All of these factors add up to a vehicle that ends up sitting way too low in the front, and in the case of the full camper, leaning badly to the left. Just about every Eurovan camper that comes in has had the LP tank dragged over something. The tank brackets are usually bent badly, and the whole assembly is sitting about 2" too far back.
It is not uncommon to see 2001-2003 models fitted with 16" wheels come in with signs of the front left tire actually coming into contact with the fender. That is how much too low they sit.
On top of that, the ride quality is seriously compromised. The front suspension travel is non-existent, and hitting even a modest bump in the road can feel like your spine is being compressed.

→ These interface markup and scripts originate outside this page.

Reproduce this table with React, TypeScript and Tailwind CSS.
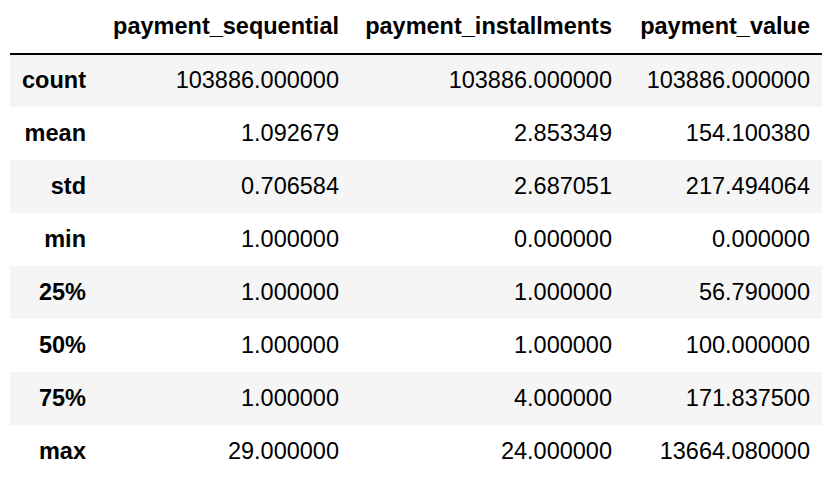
import React from "react";

interface StatRow {
  label: string;
  values: string[];
}

const columns = ["payment_sequential", "payment_installments", "payment_value"];

const rows: StatRow[] = [
  { label: "count", values: ["103886.000000", "103886.000000", "103886.000000"] },
  { label: "mean", values: ["1.092679", "2.853349", "154.100380"] },
  { label: "std", values: ["0.706584", "2.687051", "217.494064"] },
  { label: "min", values: ["1.000000", "0.000000", "0.000000"] },
  { label: "25%", values: ["1.000000", "1.000000", "56.790000"] },
  { label: "50%", values: ["1.000000", "1.000000", "100.000000"] },
  { label: "75%", values: ["1.000000", "4.000000", "171.837500"] },
  { label: "max", values: ["29.000000", "24.000000", "13664.080000"] },
];

const App: React.FC = () => {
  return (
    <div className="w-[836px] h-[478px] bg-white overflow-hidden pl-[10px] font-['Liberation_Sans',Arial,sans-serif] text-black text-[23.5px]">
      <table className="table-fixed border-collapse w-[812px]">
        <colgroup>
          <col className="w-[88px]" />
          <col className="w-[253px]" />
          <col className="w-[273px]" />
          <col className="w-[198px]" />
        </colgroup>
        {/* Header */}
        <thead>
          <tr className="h-[54px] border-b-2 border-black">
            <th className="px-3"></th>
            {columns.map((col) => (
              <th key={col} className="px-3 text-right font-bold whitespace-nowrap">
                {col}
              </th>
            ))}
          </tr>
        </thead>
        {/* Stats rows */}
        <tbody>
          {rows.map((row, index) => (
            <tr key={row.label} className={`h-[53px] ${index % 2 === 0 ? "bg-[#f5f5f5]" : "bg-white"}`}>
              <th className="px-3 text-right font-bold whitespace-nowrap">{row.label}</th>
              {row.values.map((v, i) => (
                <td key={i} className="px-3 text-right whitespace-nowrap">
                  {v}
                </td>
              ))}
            </tr>
          ))}
        </tbody>
      </table>
    </div>
  );
};

export default App;
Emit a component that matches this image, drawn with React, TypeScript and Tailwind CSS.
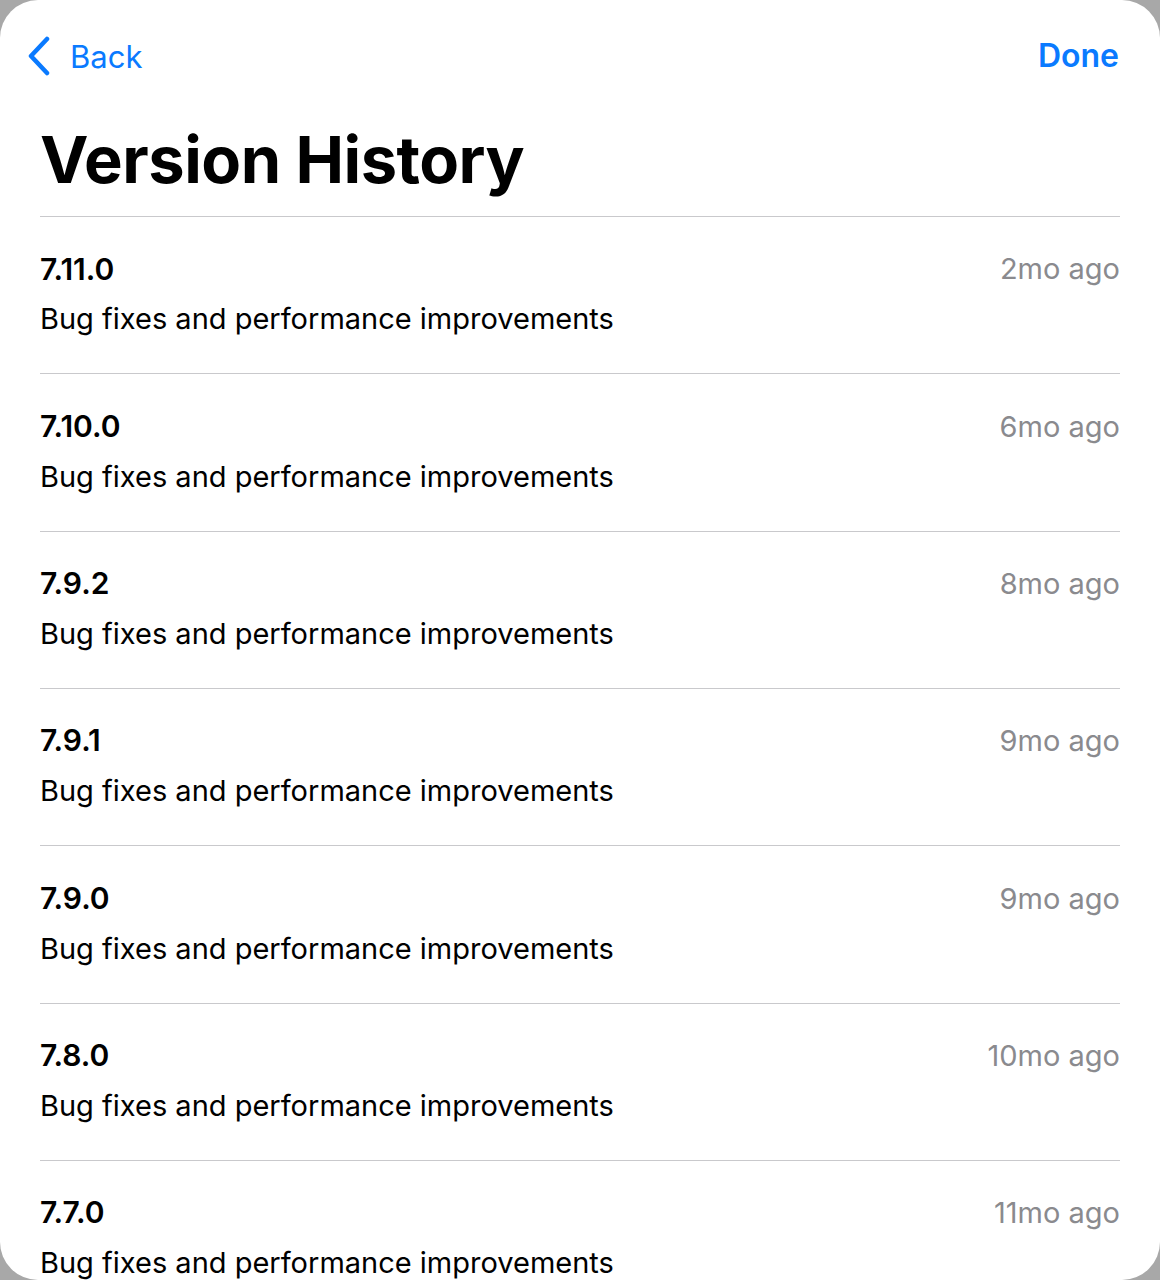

Technically, the only part you need to raise your 01-03 EVC is one spring pad that costs $25 (three of these if your EVC is a 1995-2000, none if your Eurovan is not a full camper), and a good alignment shop that can adjust and install the spring pad(s) to level and raise the rear suspension, which only takes 30-60 minutes. These rear spring pads are only applicable to the EVC, since it is only the full Winnebago campers that have all the equipment on one side that makes them lean to the left. Eurovan hard-top or pop-top Weekender models do not have this problem so, technically, no parts are required for non-EVC models.
The procedure for the front suspension is the same for all Eurovan models. The alignment shop needs to adjust the front torsion bars to raise the front suspension (1 hour) and align the front end (1 hour). A four-wheel alignment is recommended, and a shop that has Eurovan experience is highly recommended. There is a simple (but special) tool required to adjust the front suspension height—an experienced shop will have it. This will give you the desired ground clearance. However, more ground clearance comes with a higher center of gravity, which decreases stability.

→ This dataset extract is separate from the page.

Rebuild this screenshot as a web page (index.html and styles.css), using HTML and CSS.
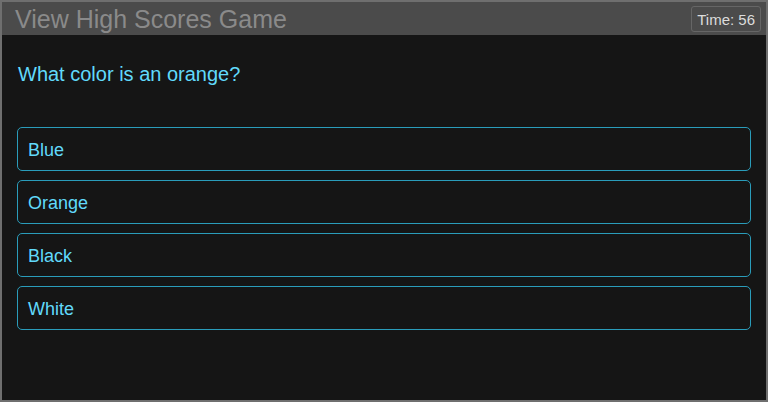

The 16" alloy wheel GoWesty offers for the Eurovan is 1-1/2" wider than the wheel originally fitted to all 1995-2000 15" Eurovan models, and 1/2" to 1-1/2" wider than the wheel fitted to all 01-03 Eurovans. The wheel we use also has a different off-set or "ET," so it sticks out a little more on either side of the vehicle than do either of the original wheels. That increases the "track" (distance between the center of each tire, side to side) of the vehicle. Combined with the superior Bilstein gas shocks, it all works as a system to keep the vehicle stable after it is raised. This all must be done together for safety, which is why we will not sell just the parts and information that will allow an individual to simply do the raising part by itself.

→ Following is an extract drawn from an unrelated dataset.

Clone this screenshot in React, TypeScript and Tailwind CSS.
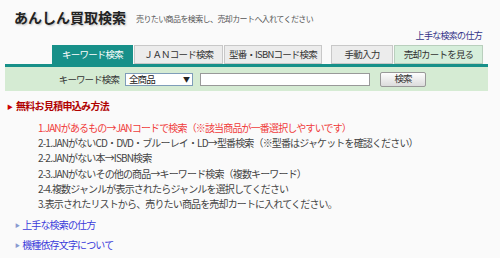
import React from 'react';

const steps = [
  { text: '1.JANがあるもの→JANコードで検索（※該当商品が一番選択しやすいです）', red: true },
  { text: '2-1.JANがないCD・DVD・ブルーレイ・LD→型番検索（※型番はジャケットを確認ください）' },
  { text: '2-2.JANがない本→ISBN検索' },
  { text: '2-3.JANがないその他の商品→キーワード検索（複数キーワード）' },
  { text: '2-4.複数ジャンルが表示されたらジャンルを選択してください' },
  { text: '3.表示されたリストから、売りたい商品を売却カートに入れてください。' },
];

const tabs = [
  { label: 'キーワード検索', w: 'w-[81px]', active: true },
  { label: 'ＪＡＮコード検索', w: 'w-[89px]' },
  { label: '型番・ISBNコード検索', w: 'w-[98px]' },
  { label: '手動入力', w: 'w-[62px]', gap: true },
  { label: '売却カートを見る', w: 'w-[89px]', cart: true },
];

const App = () => {
  return (
    <div className="w-[500px] h-[258px] overflow-hidden bg-[#fafafa] text-[#333] font-['Noto_Sans_CJK_JP','Noto_Sans',sans-serif]">
      {/* header */}
      <div className="flex items-end pl-[14px] pt-[4px] h-[24px]">
        <h1 className="text-[14px] font-bold leading-none text-[#222] [text-shadow:1px_1px_2px_rgba(0,0,0,0.25)]">
          あんしん買取検索
        </h1>
        <span className="ml-[10px] text-[8px] leading-none tracking-[-0.6px] text-[#555] mb-[1px]">
          売りたい商品を検索し、売却カートへ入れてください
        </span>
      </div>
      <div className="flex justify-end pr-[18px] mt-[7px] h-[12px]">
        <a className="text-[9px] leading-none tracking-[-0.7px] text-[#333388]">上手な検索の仕方</a>
      </div>

      {/* tabs */}
      <div className="flex items-end pl-[52px] mt-[1px] h-[20px] gap-[1px]">
        {tabs.map((t) => (
          <div
            key={t.label}
            className={
              `${t.w} h-[19px] flex items-center justify-center text-[9.5px] tracking-[-0.8px] leading-none border ` +
              (t.active
                ? 'bg-[#179089] border-[#179089] text-white'
                : t.cart
                ? 'bg-[#d6eedb] border-[#b9cfbd] text-[#333]'
                : 'bg-[#ececec] border-[#c8c8c8] text-[#333]') +
              (t.gap ? ' ml-[8px]' : '')
            }
          >
            {t.label}
          </div>
        ))}
      </div>
      <div className="mx-[5px] w-[483px] h-[3px] bg-[#179089]" />

      {/* search panel */}
      <div className="mx-[5px] w-[483px] h-[24px] bg-[#d5ebd3] flex items-center text-[9.5px] tracking-[-0.9px]">
        <span className="w-[114px] text-right text-[#333]">キーワード検索</span>
        <div className="ml-[6px] w-[68px] h-[13px] bg-white border border-[#7f9db9] flex items-center justify-between px-[3px] text-[#222]">
          <span>全商品</span>
          <span className="text-[7px]">▼</span>
        </div>
        <div className="ml-[7px] w-[170px] h-[13px] bg-white border border-[#999]" />
        <button className="ml-[10px] w-[46px] h-[15px] border border-[#999] rounded-[2px] bg-gradient-to-b from-[#fdfdfd] to-[#dcdcdc] text-[9.5px] text-[#333] leading-none">
          検索
        </button>
      </div>

      {/* how to */}
      <div className="flex items-center pl-[7px] mt-[9px] h-[12px]">
        <span className="text-[6px] text-[#c00] mr-[3px]">▶</span>
        <span className="text-[10px] font-bold tracking-[-0.7px] text-[#b00000] leading-none">無料お見積申込み方法</span>
      </div>
      <ul className="pl-[38px] mt-[8px] text-[10px] tracking-[-0.85px] leading-[15.2px]">
        {steps.map((s) => (
          <li key={s.text} className={s.red ? 'text-[#f03c3c]' : 'text-[#444]'}>
            {s.text}
          </li>
        ))}
      </ul>

      <div className="pl-[15px] mt-[8px] flex flex-col gap-[8px] text-[10px] tracking-[-0.85px] leading-[12px]">
        {['上手な検索の仕方', '機種依存文字について'].map((l) => (
          <div key={l} className="flex items-center">
            <span className="text-[5px] text-[#8a9ad0] mr-[3px]">▶</span>
            <a className="text-[#3a3adb]">{l}</a>
          </div>
        ))}
      </div>
    </div>
  );
};

export default App;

The Eurovan Camper Suspension Kit is sold as a complete kit only. This includes all parts: wheels, tires, pads, shocks, and instructions. We do not break up the kit to sell the spring pads or instructions separately. However, there is one exception to this policy. If you have documentation showing that you have already purchased shocks and/or 16" wheels and tires from GoWesty, we will work with you to complete it. Just give us a call.
One question concerning this kit comes up time and time again: "After I have lifted and leveled my van, will it fit in my garage?" So we got out the tape measure and checked a couple lifted and leveled Eurovans. Keep in mind that, due to spring sag, the height of every van will be slightly different. On average, this kit raises the overall height of a 1995-2000 EVC by less than 1" from its starting height, even less than that for 2001-2003 models. "How is this possible?" you might ask. Well, if you look at your EVC without the GoWesty lift/level treatment, you will notice that it lists to the left and rakes down very low at the front left corner. If you measure the vehicle's maximum height, you will find that the tallest point is the right rear corner of the top, at the very rear-most corner. What happens when the vehicle is leveled is that that point stays at about the same height, but the rest of the top comes up to meet it—in other words, it does not go any higher. The result is much more ground clearance (what you want) with almost no more total height increase (what you don't want). Try it yourself. Bust out your jack, do some jacking up, and check it for yourself. We have, many times, and we can tell you: It works! So, if your EVC fit in your garage before, it will very likely fit after it is lifted and leveled. There is just no downside to this procedure—it is the way these vehicles should have come from the get-go!